As Simmons discusses in his book, Saudi Arabia has been drilling like mad for the last decade attempting to find another massive oil field to prop up their older fields. These older fields were (and still are, at least for right now) the most productive fields in the short history of the fossil fuel industry and Saudi predictions have them running strong for the foreseeable future. The only problem?

There is a small, but growing group of watchers who think the Saudi’s are full of it. Simmons, in his book, lays out very reasonable evidence as to how the Saudis are juggling numbers or just making up numbers to assuage the world’s fears about peak oil. The Saudi claims about mbd or about the total amount of recoverable reserves seem to have no correlation with the actual production levels that the Saudis are operating at or with their announcements of new discoveries. I wish I wasn’t traveling and had my copy of his book on me, because there is a great section where he discusses how those numbers have magically risen at times with no substantive proof.

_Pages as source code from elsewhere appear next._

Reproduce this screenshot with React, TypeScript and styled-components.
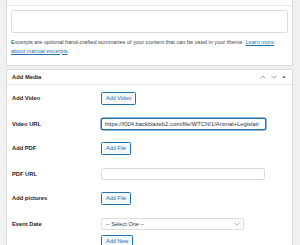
import React from 'react';
import styled, {createGlobalStyle} from 'styled-components';

const GlobalStyle = createGlobalStyle`
	html, body {
		margin: 0;
		background: #f0f0f1;
		font-family: "Liberation Sans", Arial, sans-serif;
		color: #1d2327;
	}
`;

const Page = styled.div`
	display: flex;
	flex-direction: column;
	gap: 3px;
	margin-top: -12px;
	padding: 0 7px 20px 6px;
`;

const Panel = styled.section`
	background: #fff;
	border: 1px solid #dcdcde;
`;

const PanelHeader = styled.header<{ $h: number }>`
	display: flex;
	align-items: center;
	height: ${p => p.$h}px;
	padding: 0 5px;
	border-bottom: 1px solid #e6e6e8;
	> h2 {
		margin: 0;
		font-size: 5.8px;
		font-weight: 700;
		flex: 1;
	}
`;

const HandleActions = styled.div`
	display: flex;
	align-items: center;
	gap: 5px;
	margin-right: 1px;
`;

const ExcerptBody = styled.div`
	padding: 4px 4px 9px 4px;
`;

const TextArea = styled.div`
	height: 21px;
	border: 1px solid #dcdcde;
	border-radius: 2px;
`;

const Description = styled.p`
	margin: 4.5px 10px 0 0;
	font-size: 5.6px;
	line-height: 9px;
	color: #3c434a;
	a {
		color: #2271b1;
		text-decoration: underline;
	}
`;

const FormGrid = styled.div`
	display: grid;
	grid-template-columns: 89px 1fr;
	row-gap: 12.6px;
	align-items: start;
	padding: 7.5px 5px 0 5px;
`;

const Label = styled.label`
	font-size: 5.75px;
	font-weight: 700;
	line-height: 12px;
	color: #1d2327;
`;

const Field = styled.div`
	display: flex;
	flex-direction: column;
	align-items: flex-start;
	gap: 5px;
`;

const Button = styled.button`
	height: 13px;
	padding: 0 4px;
	font-family: inherit;
	font-size: 5.5px;
	line-height: 11px;
	color: #2271b1;
	background: #f6f7f7;
	border: 1px solid #2271b1;
	border-radius: 1.5px;
	box-sizing: border-box;
`;

const TextInput = styled.div<{ $focus?: boolean; $width: number }>`
	width: ${p => p.$width}px;
	height: 12px;
	box-sizing: border-box;
	padding: 0 3px;
	font-size: 5.85px;
	line-height: 10px;
	color: #2c3338;
	white-space: nowrap;
	overflow: hidden;
	border: 1px solid ${p => p.$focus ? '#2271b1' : '#dcdcde'};
	box-shadow: ${p => p.$focus ? '0 0 0 0.5px #2271b1' : 'none'};
	border-radius: 2px;
	background: #fff;
`;

const Select = styled.div`
	display: flex;
	align-items: center;
	justify-content: space-between;
	width: 143px;
	height: 12px;
	box-sizing: border-box;
	padding: 0 3px 0 4px;
	font-size: 5.6px;
	color: #2c3338;
	border: 1px solid #dcdcde;
	border-radius: 2px;
	background: #fff;
`;

const Chevron = ({up}: { up?: boolean }) => (
	<svg width="6" height="4" viewBox="0 0 6 4">
		<path d={up ? 'M0.5 3.5L3 1L5.5 3.5' : 'M0.5 0.8L3 3.2L5.5 0.8'} fill="none" stroke="#8c8f94" strokeWidth="0.8"/>
	</svg>
);

const rows = [
	{label: 'Add Video', kind: 'button', text: 'Add Video'},
	{label: 'Video URL', kind: 'input', text: 'https://f004.backblazeb2.com/file/WTCNI1/Animal+Legislati', focus: true, width: 165},
	{label: 'Add PDF', kind: 'button', text: 'Add File'},
	{label: 'PDF URL', kind: 'input', text: '', width: 164},
	{label: 'Add pictures', kind: 'button', text: 'Add File'},
];

export default function App() {
	return (
		<>
			<GlobalStyle/>
			<Page>
				<Panel>
					<PanelHeader $h={16}><h2>Excerpt</h2></PanelHeader>
					<ExcerptBody>
						<TextArea/>
						<Description>
							Excerpts are optional hand-crafted summaries of your content that can be used in your theme. <a>Learn more about manual excerpts</a>.
						</Description>
					</ExcerptBody>
				</Panel>
				<Panel>
					<PanelHeader $h={14}>
						<h2>Add Media</h2>
						<HandleActions>
							<Chevron up/>
							<Chevron/>
							<svg width="4" height="3" viewBox="0 0 4 3">
								<path d="M0 3L2 0.6L4 3Z" fill="#787c82"/>
							</svg>
						</HandleActions>
					</PanelHeader>
					<FormGrid>
						{rows.map(row =>
							<React.Fragment key={row.label}>
								<Label>{row.label}</Label>
								<Field>
									{row.kind === 'button'
										? <Button>{row.text}</Button>
										: <TextInput $focus={row.focus} $width={row.width!}>{row.text}</TextInput>}
								</Field>
							</React.Fragment>)}
						<Label>Event Date</Label>
						<Field>
							<Select>
								<span>-- Select One --</span>
								<Chevron/>
							</Select>
							<Button>Add New</Button>
						</Field>
					</FormGrid>
				</Panel>
			</Page>
		</>
	);
}
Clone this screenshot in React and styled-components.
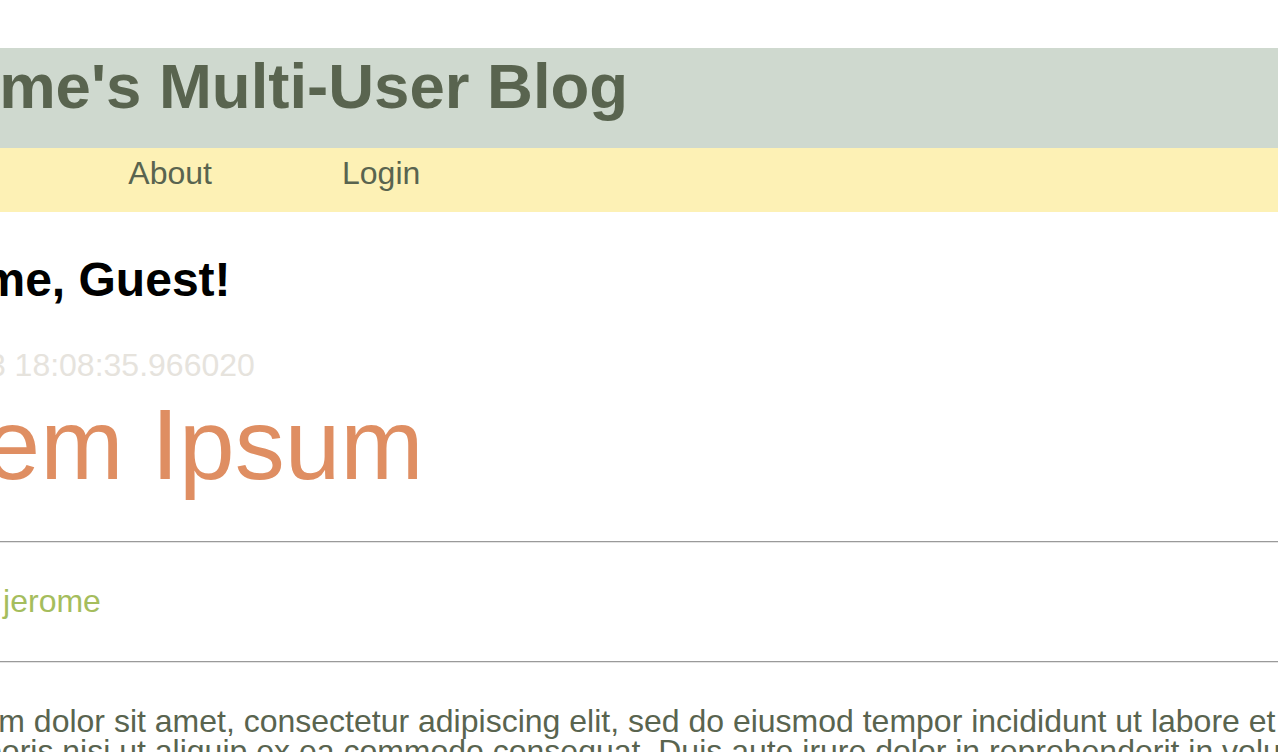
import React from 'react';
import styled, { createGlobalStyle } from 'styled-components';

const GlobalStyle = createGlobalStyle`
    html, body {
        margin: 0;
        padding: 0;
        background: #ffffff;
        overflow: hidden;
    }
    body {
        font-family: "Liberation Sans", Arial, Helvetica, sans-serif;
        color: #59644f;
    }
`;

const Frame = styled.div`
    margin-left: -160px;
    padding-top: 48px;
`;

const Header = styled.header`
    background-color: #cfd9cf;
    height: 100px;
    h1 {
        margin: 0;
        padding-left: 25px;
        font-size: 63.5px;
        line-height: 76px;
        font-weight: bold;
        color: #59644f;
        white-space: nowrap;
    }
`;

const Nav = styled.nav`
    background-color: #fdf1b5;
    height: 64px;
    ul {
        display: flex;
        align-items: flex-start;
        margin: 0;
        padding: 0 0 0 8px;
        list-style: none;
    }
`;

const NavItem = styled.li`
    padding: 0 65px;
    font-size: 32px;
    line-height: 50px;
    a {
        color: #59644f;
        text-decoration: none;
    }
`;

const Main = styled.main`
    padding-top: 38px;
`;

const Welcome = styled.h2`
    margin: 0;
    padding-left: 2px;
    font-size: 48px;
    line-height: 60px;
    font-weight: bold;
    color: #000000;
    white-space: nowrap;
`;

const Post = styled.article`
    margin-top: 35px;
`;

const PostDate = styled.div`
    padding-left: 2px;
    font-size: 32px;
    line-height: 40px;
    color: #e6e3dd;
    white-space: nowrap;
`;

const PostTitle = styled.h3`
    margin: 4px 0 0;
    font-size: 100px;
    line-height: 110px;
    font-weight: normal;
    color: #df8e62;
    white-space: nowrap;
`;

const Rule = styled.hr`
    margin: ${(p) => p.$top}px 0 0;
    height: 0;
    border: none;
    border-top: 1px solid #9a9a9a;
    border-bottom: 1px solid #e4e4e4;
`;

const Author = styled.div`
    margin-top: 38px;
    padding-left: 3px;
    font-size: 32px;
    line-height: 40px;
    color: #a5bd5d;
    white-space: nowrap;
`;

const Body = styled.p`
    margin: 43px 0 0;
    width: 2540px;
    font-size: 32px;
    line-height: 30px;
    color: #59644f;
`;

const lorem =
    'Lorem ipsum dolor sit amet, consectetur adipiscing elit, sed do eiusmod tempor incididunt ut labore et dolore magna aliqua. Ut enim ad minim veniam, quis nostrud exercitation ullamco laboris nisi ut aliquip ex ea commodo consequat. Duis aute irure dolor in reprehenderit in voluptate velit esse cillum dolore eu fugiat nulla pariatur. Excepteur sint occaecat cupidatat non proident, sunt in culpa qui officia deserunt mollit anim id est laborum.';

export default function App() {
    const links = ['Home', 'About', 'Login'];

    return (
        <>
            <GlobalStyle />
            <Frame>
                <Header>
                    <h1>Jerome's Multi-User Blog</h1>
                </Header>
                <Nav>
                    <ul>
                        {links.map((l) => (
                            <NavItem key={l}>
                                <a href="#">{l}</a>
                            </NavItem>
                        ))}
                    </ul>
                </Nav>
                <Main>
                    <Welcome>Welcome, Guest!</Welcome>
                    <Post>
                        <PostDate>2017-08-03 18:08:35.966020</PostDate>
                        <PostTitle>Lorem Ipsum</PostTitle>
                        <Rule $top={42} />
                        <Author>Posted by: jerome</Author>
                        <Rule $top={40} />
                        <Body>{lorem}</Body>
                    </Post>
                </Main>
            </Frame>
        </>
    );
}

Why would the Saudi’s lie? Because their sole political power comes from being the spigot for the world’s oil. Do you think that America really cares about Saudi Arabia? When all is said and done, they’re the country that has given the most support and aid to Al Quadi and the country which is probably doing more to aid the Sunni side of the Iraqi civil war than any other. But as long as they have oil, they are an inviolate American ally.

This is a small story right now. It will get bigger. The idea of peak oil has been kicking around for the last thirty years or more, but its starting to look like it might be showing up. Head on over to the Oil Drum. Look at the graphs, read the evidence. It is starting to look pretty convincing to me.

For those people predicting a recovery in the housing market, think about what a shock in oil prices is going to do to the construction industry and the American economy as a whole. It is not a pretty picture.